Archive: Youth Festival Offers Electric Guitars and Jesus
By Ruth Snyder
“We took Jesus to our high school. There were three of us who began to pray every morning, ‘God, give us boldness, and give us our high school.’ We began to witness in locker rooms. We saw our friends start coming to Jesus. And the year we graduated over 80 percent of that high school was born again.
“They may not let your pastor in, they may not let your youth pastor in, but they’ll let you in. You have to go. So go—and take Jesus.”
This admonition was delivered in late April by Christian rock musician Russ Taff to a rambunctious crowd of over 13,000 young people, many of them United Methodists. The occasion was Ichthus 1985, a Christian music festival held in Wilmore, Kentucky.
For each of the past 16 years, Ichthus has brought thousands of high school students from as far away as Canada and Colorado to Wilmore, a college town of just 3,800 inhabitants. The young people come for a weekend of upbeat Christian music and youth-centered teaching seminars.
Ichthus is the original model of a now-popular genre-the “Jesus music festival.” The initial Ichthus was held in May, 1970, It was hurriedly organized by Dr.
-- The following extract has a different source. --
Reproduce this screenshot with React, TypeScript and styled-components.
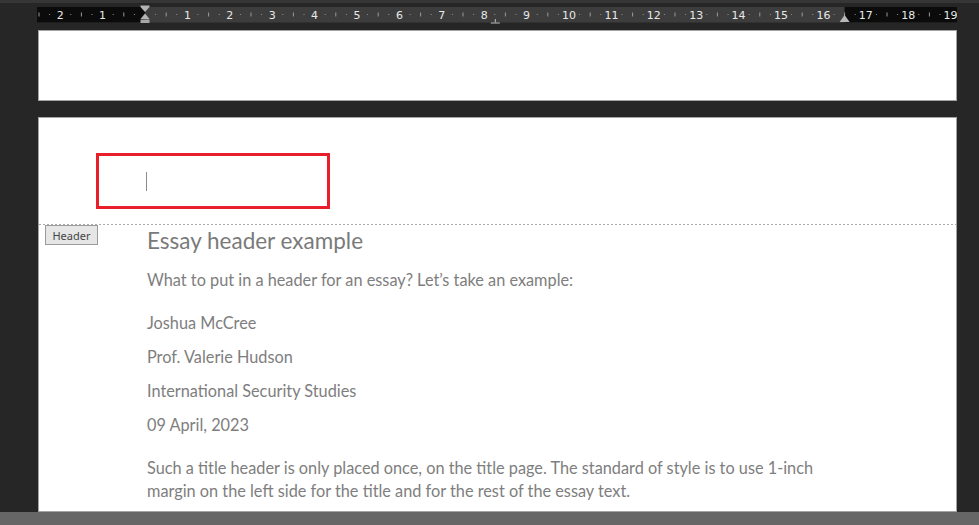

Robert Lyon, professor at Asbury Theological Seminary in Wilmore, along with a group of concerned seminary students. The festival was to be a Christian alternative to Woodstock, a gigantic and unruly rock festival which had shocked Americans in 1969. There were only six weeks of planning for Ichthus ’70. Local talent provided the music. But an encouraging crowd of 1,200 attended.
Today, Asbury Seminary students prepare nearly two years in advance for each of the gigantic annual gatherings, and the music is provided by big-name recording artists. This year the Ichthus crowd listened to famed Christian entertainers Farrell and Farrell, Larry Norman, Jessy Dixon, and Grammy Award-winning Russ Taff, to name a few.
John Criswell, general chairman of Ichthus 1985, explained the selection criteria for lchthus participants. “Performers and speakers for the festival are chosen with three principles in mind. They must be Christian artists, intensely concerned with the issues of youth, and willing to minister to youth with a quality program.”
Contemporary Christian music and its performers have changed drastically since Ichthus began. Punk and new wave dress, squealing guitars, and blaring amplifiers are no longer uncommon at Christian rock festivals like lchthus. Because this commotion can be jarring to post-teenagers, the contemporary Christian music scene has become somewhat controversial.
Russ Taff addressed this issue when he challenged the crowd, “I ask, please don’t judge by your tastes, judge by the fruit. Every year we’re seeing thousands of people come to Jesus through this music.”
Steve Stratton, youth counselor at a Alabama, echoed Russ’ view. “I have a lot of young kids, and they’ve never been exposed to an alternative to secular music. I think it’s going to be a positive experience for them and will lead to a lot of discussion.”
Although the music dominates the Ichthus scene, Carla Ockerman, member of the St. Luke’s United Methodist Church in Lexington, Kentucky, observed, “the music is 80 percent of it [Ichthus], but the foundation is the [other] 20 percent—the seminars and the counseling.”
This year a host of top-notch speakers addressed the young people concerning sex and dating, rock videos, devotional time, being genuine, and being missions-oriented Christians,
Father Bruce Ritter challenged the crowd to help “feed the hungry, clothe the naked, and shelter the homeless.” Father Ritter is founder of Covenant House, a center for runaway and homeless young people headquartered in New York City. He told stories of Billy, a 14-year-old boy who had been living in cars for a year, and of Ernie, a 12-year-old who was found sleeping in a big plastic garbage can on the streets of New York.
The combinations of music, speakers, and seminars make Ichthus weekend largely an evangelistic experience. The Ichthus bylaws state its purpose is to “provide a Christ-centered environment stressing personal conversion and deeper commitment.”
Volunteers from the seminary and Asbury College are trained as counselors and meet on a one-to-one basis with those who respond to the altar calls, which are given periodically throughout the weekend. This year the number who responded exceeded 300. By the end of this year’s gathering, officials noted there were at least 71 new Christians.
Ichthus benefits the youth who attend, and it benefits the youth counselors, according to Diane Kisamore, a youth pastor at Muir’s Chapel UMC in Greensboro, North Carolina. She brought a group of young people to the 1984 festival and returned with another group this year. She commented, “The seminars and the speakers last year really affected our young peoples’ lives. It made them ask many questions about God. They all wanted to come back.
“A big part of Ichthus for my young people was finding out that there are other people like them—or as different as they are—who still love the Lord.”